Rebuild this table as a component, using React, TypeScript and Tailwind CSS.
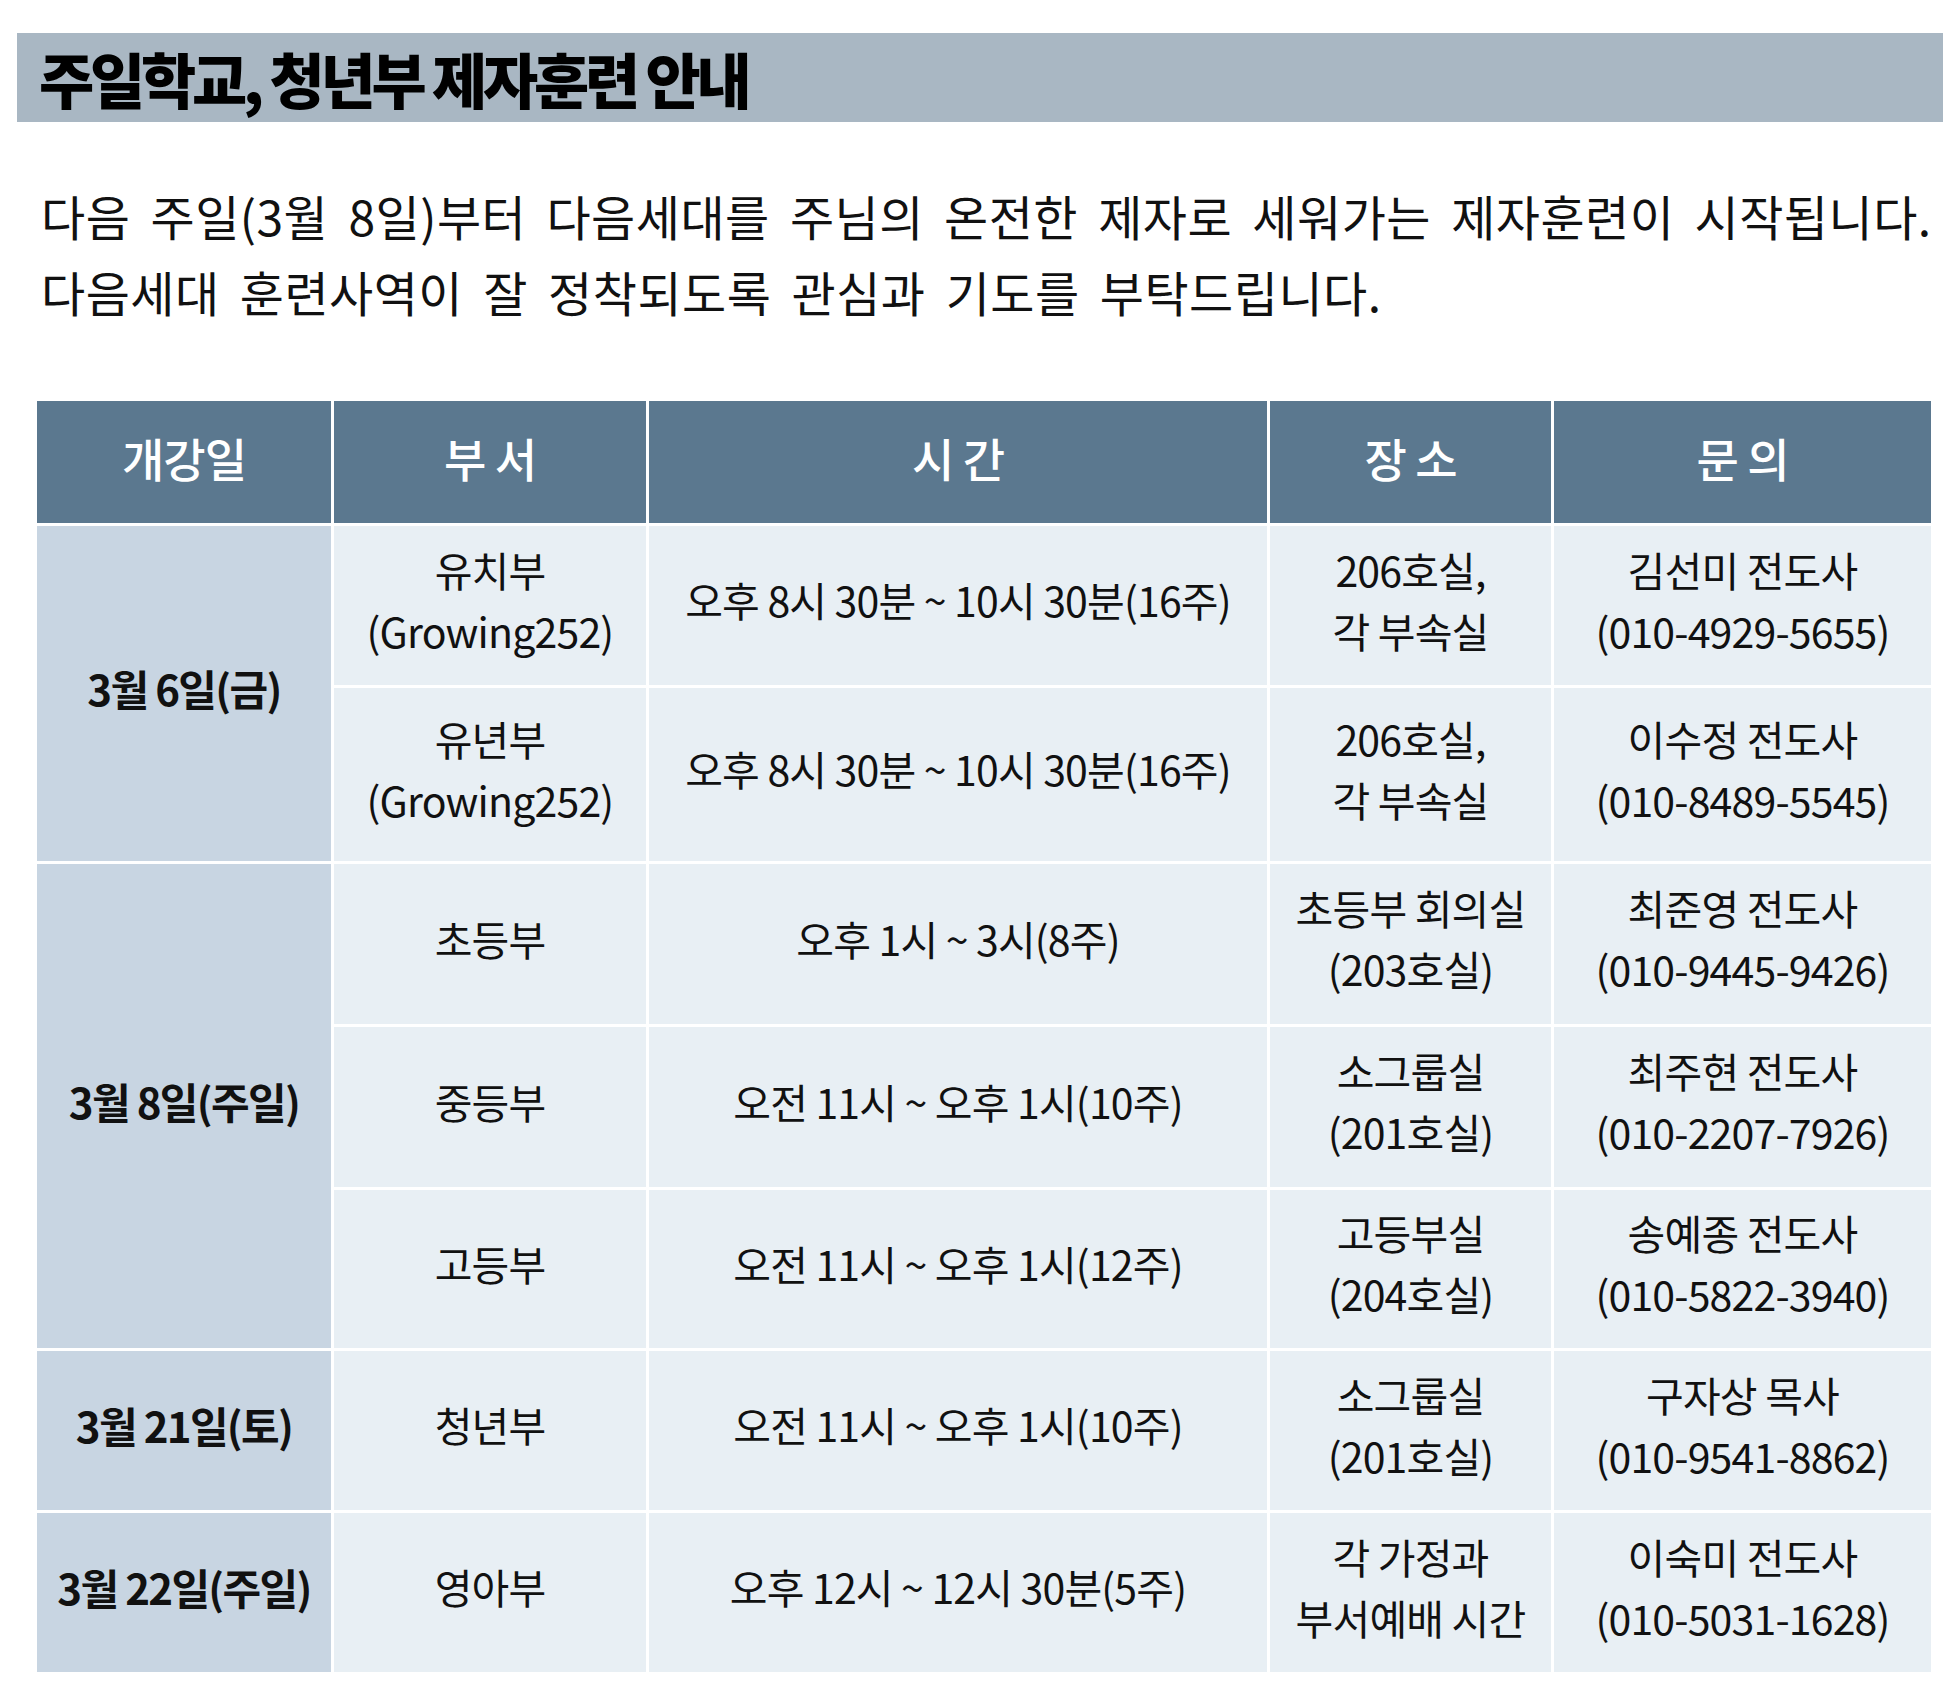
const font = { fontFamily: '"Noto Sans CJK KR", "Noto Sans", sans-serif' };

type Row = {
  dept: string[];
  time: string;
  place: string[];
  contact: string[];
};

const groups: { date: string; rows: Row[] }[] = [
  {
    date: '3월 6일(금)',
    rows: [
      {
        dept: ['유치부', '(Growing252)'],
        time: '오후 8시 30분 ~ 10시 30분(16주)',
        place: ['206호실,', '각 부속실'],
        contact: ['김선미 전도사', '(010-4929-5655)'],
      },
      {
        dept: ['유년부', '(Growing252)'],
        time: '오후 8시 30분 ~ 10시 30분(16주)',
        place: ['206호실,', '각 부속실'],
        contact: ['이수정 전도사', '(010-8489-5545)'],
      },
    ],
  },
  {
    date: '3월 8일(주일)',
    rows: [
      {
        dept: ['초등부'],
        time: '오후 1시 ~ 3시(8주)',
        place: ['초등부 회의실', '(203호실)'],
        contact: ['최준영 전도사', '(010-9445-9426)'],
      },
      {
        dept: ['중등부'],
        time: '오전 11시 ~ 오후 1시(10주)',
        place: ['소그룹실', '(201호실)'],
        contact: ['최주현 전도사', '(010-2207-7926)'],
      },
      {
        dept: ['고등부'],
        time: '오전 11시 ~ 오후 1시(12주)',
        place: ['고등부실', '(204호실)'],
        contact: ['송예종 전도사', '(010-5822-3940)'],
      },
    ],
  },
  {
    date: '3월 21일(토)',
    rows: [
      {
        dept: ['청년부'],
        time: '오전 11시 ~ 오후 1시(10주)',
        place: ['소그룹실', '(201호실)'],
        contact: ['구자상 목사', '(010-9541-8862)'],
      },
    ],
  },
  {
    date: '3월 22일(주일)',
    rows: [
      {
        dept: ['영아부'],
        time: '오후 12시 ~ 12시 30분(5주)',
        place: ['각 가정과', '부서예배 시간'],
        contact: ['이숙미 전도사', '(010-5031-1628)'],
      },
    ],
  },
];

const spans = ['row-span-1', 'row-span-2', 'row-span-3'];

function Cell({ lines }: { lines: string[] }) {
  return (
    <div className="flex flex-col items-center justify-center pb-[12px] bg-[#e8eff4] text-[41px] leading-[61px] text-[#111] tracking-[-0.02em]">
      {lines.map(l => (
        <span key={l}>{l}</span>
      ))}
    </div>
  );
}

export default function App() {
  return (
    <div className="w-[1955px] h-[1698px] bg-white pt-[33px]" style={font}>
      {/* Title */}
      <div className="ml-[17px] w-[1926px] h-[89px] bg-[#a9b7c3] flex items-center pl-[22px]">
        <h1 className="text-[60px] font-black text-black tracking-[-0.07em] leading-none">
          주일학교, 청년부 제자훈련 안내
        </h1>
      </div>

      {/* Intro */}
      <div className="ml-[41px] mt-[55px] text-[48px] leading-[76px] text-[#111] tracking-[0.01em] [word-spacing:9px] whitespace-nowrap">
        <p>다음 주일(3월 8일)부터 다음세대를 주님의 온전한 제자로 세워가는 제자훈련이 시작됩니다.</p>
        <p>다음세대 훈련사역이 잘 정착되도록 관심과 기도를 부탁드립니다.</p>
      </div>

      {/* Schedule table */}
      <div className="ml-[37px] mt-[72px] grid grid-cols-[294px_312px_618px_281px_377px] grid-rows-[122px_159px_173px_160px_160px_158px_159px_159px] gap-[3px]">
        {['개강일', '부 서', '시 간', '장 소', '문 의'].map(h => (
          <div key={h} className="bg-[#5b788f] flex items-center justify-center pb-[10px] text-white text-[46px] font-medium tracking-[-0.02em]">
            {h}
          </div>
        ))}
        {groups.map(g => (
          <>
            {g.rows.map((r, i) => (
              <>
                {i === 0 && (
                  <div key={g.date} className={`${spans[g.rows.length - 1]} bg-[#c8d5e2] flex items-center justify-center pb-[12px] text-[42px] font-bold text-[#111] tracking-[-0.04em]`}>
                    {g.date}
                  </div>
                )}
                <Cell lines={r.dept} />
                <Cell lines={[r.time]} />
                <Cell lines={r.place} />
                <Cell lines={r.contact} />
              </>
            ))}
          </>
        ))}
      </div>
    </div>
  );
}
---
■ **Exercise**
Reproduce each line exactly, please, except for any pictures.

■ **The completed task**
Rebuild this table as a component, using React, TypeScript and Tailwind CSS.
const font = { fontFamily: '"Noto Sans CJK KR", "Noto Sans", sans-serif' };

type Row = {
  dept: string[];
  time: string;
  place: string[];
  contact: string[];
};

const groups: { date: string; rows: Row[] }[] = [
  {
    date: '3월 6일(금)',
    rows: [
      {
        dept: ['유치부', '(Growing252)'],
        time: '오후 8시 30분 ~ 10시 30분(16주)',
        place: ['206호실,', '각 부속실'],
        contact: ['김선미 전도사', '(010-4929-5655)'],
      },
      {
        dept: ['유년부', '(Growing252)'],
        time: '오후 8시 30분 ~ 10시 30분(16주)',
        place: ['206호실,', '각 부속실'],
        contact: ['이수정 전도사', '(010-8489-5545)'],
      },
    ],
  },
  {
    date: '3월 8일(주일)',
    rows: [
      {
        dept: ['초등부'],
        time: '오후 1시 ~ 3시(8주)',
        place: ['초등부 회의실', '(203호실)'],
        contact: ['최준영 전도사', '(010-9445-9426)'],
      },
      {
        dept: ['중등부'],
        time: '오전 11시 ~ 오후 1시(10주)',
        place: ['소그룹실', '(201호실)'],
        contact: ['최주현 전도사', '(010-2207-7926)'],
      },
      {
        dept: ['고등부'],
        time: '오전 11시 ~ 오후 1시(12주)',
        place: ['고등부실', '(204호실)'],
        contact: ['송예종 전도사', '(010-5822-3940)'],
      },
    ],
  },
  {
    date: '3월 21일(토)',
    rows: [
      {
        dept: ['청년부'],
        time: '오전 11시 ~ 오후 1시(10주)',
        place: ['소그룹실', '(201호실)'],
        contact: ['구자상 목사', '(010-9541-8862)'],
      },
    ],
  },
  {
    date: '3월 22일(주일)',
    rows: [
      {
        dept: ['영아부'],
        time: '오후 12시 ~ 12시 30분(5주)',
        place: ['각 가정과', '부서예배 시간'],
        contact: ['이숙미 전도사', '(010-5031-1628)'],
      },
    ],
  },
];

const spans = ['row-span-1', 'row-span-2', 'row-span-3'];

function Cell({ lines }: { lines: string[] }) {
  return (
    <div className="flex flex-col items-center justify-center pb-[12px] bg-[#e8eff4] text-[41px] leading-[61px] text-[#111] tracking-[-0.02em]">
      {lines.map(l => (
        <span key={l}>{l}</span>
      ))}
    </div>
  );
}

export default function App() {
  return (
    <div className="w-[1955px] h-[1698px] bg-white pt-[33px]" style={font}>
      {/* Title */}
      <div className="ml-[17px] w-[1926px] h-[89px] bg-[#a9b7c3] flex items-center pl-[22px]">
        <h1 className="text-[60px] font-black text-black tracking-[-0.07em] leading-none">
          주일학교, 청년부 제자훈련 안내
        </h1>
      </div>

      {/* Intro */}
      <div className="ml-[41px] mt-[55px] text-[48px] leading-[76px] text-[#111] tracking-[0.01em] [word-spacing:9px] whitespace-nowrap">
        <p>다음 주일(3월 8일)부터 다음세대를 주님의 온전한 제자로 세워가는 제자훈련이 시작됩니다.</p>
        <p>다음세대 훈련사역이 잘 정착되도록 관심과 기도를 부탁드립니다.</p>
      </div>

      {/* Schedule table */}
      <div className="ml-[37px] mt-[72px] grid grid-cols-[294px_312px_618px_281px_377px] grid-rows-[122px_159px_173px_160px_160px_158px_159px_159px] gap-[3px]">
        {['개강일', '부 서', '시 간', '장 소', '문 의'].map(h => (
          <div key={h} className="bg-[#5b788f] flex items-center justify-center pb-[10px] text-white text-[46px] font-medium tracking-[-0.02em]">
            {h}
          </div>
        ))}
        {groups.map(g => (
          <>
            {g.rows.map((r, i) => (
              <>
                {i === 0 && (
                  <div key={g.date} className={`${spans[g.rows.length - 1]} bg-[#c8d5e2] flex items-center justify-center pb-[12px] text-[42px] font-bold text-[#111] tracking-[-0.04em]`}>
                    {g.date}
                  </div>
                )}
                <Cell lines={r.dept} />
                <Cell lines={[r.time]} />
                <Cell lines={r.place} />
                <Cell lines={r.contact} />
              </>
            ))}
          </>
        ))}
      </div>
    </div>
  );
}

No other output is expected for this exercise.